Fearon points out that the stereotype of a disabled person as someone

who has a permanent condition falls short — particularly in terms

of thinking of an evacuation plan. The disabled could include the

intern who broke his leg playing basketball, the accountant recovering

from knee surgery, or, says Fearon, with just a hint of mischief,

"the excessively chronologically gifted."

Here are some considerations for safely evacuating everyone —

disabled or not.

Make a plan — and review it often. Circumstances

change.

There may be no employees not able to sprint down stairs today, but

a month from now there could be several. We’re all just one event

away from being disabled, Fearon points out. An operation or two,

a problem pregnancy, and a sports injury could significantly increase

even a small company’s roster of people needing assistance in an

emergency.

Designate someone to grab the attendance sheets. If

employees

sign in and out, put someone in charge of taking the sign in sheets

out with them in case of an evacuation.

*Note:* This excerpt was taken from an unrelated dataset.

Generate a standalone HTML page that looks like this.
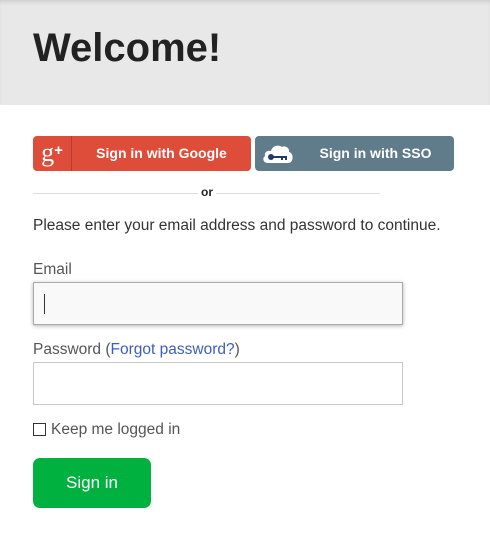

This could save not only

worry,

but also the lives of rescue workers.

Choose an assembly place. Tell all employees to meet in

the park across the street, for example. Make sure everyone knows

about the assembly place, but don’t hesitate to change it. This is

another to schedule review of the plan. The park may close for

reseeding,

or be chosen as a parade staging route. Or the road between your

office

and the park may be torn up in a big construction project.

Find a safe harbor. During an emergency it may be

impossible

for some — or all — of your employees to get home. Plan in

advance for temporary accommodations, perhaps at an auditorium or

school. And think ahead about how employees would get there,

particularly

if mass transit were unavailable.

Appoint zone monitors. In general, says Fearon,

friendships

form naturally at work, and employees tend to watch out for one

another.

Nevertheless, it can be a good idea to ask for one volunteer per floor

or section to be a zone monitor, responsible for seeing who needs

help, providing last minute instructions, and keeping track of who

has left the building.

Make a phone tree. Where there are several small offices

in a building it is a good idea to collect phone numbers of a contact

from each. "Carry laminated cards" with the numbers, Fearon

suggests. This, too, is a way to check on who has gotten out of the

building.

Plan to stay inside. We are now aware, says Fearon, that

we must be prepared for all kinds of emergencies. So, in addition

to making evacuation plans, make plans for situations during which

employees would need to stay inside. How would they be informed? Who

would make sure no one left? Who would make decisions on whether to

open windows or shut down air circulation systems? How would employees

be updated on the situation?

Before September 11, evacuations never received much attention

at most offices. The result, says Fearon, is that "it became

poignantly

clear that we could do so much better."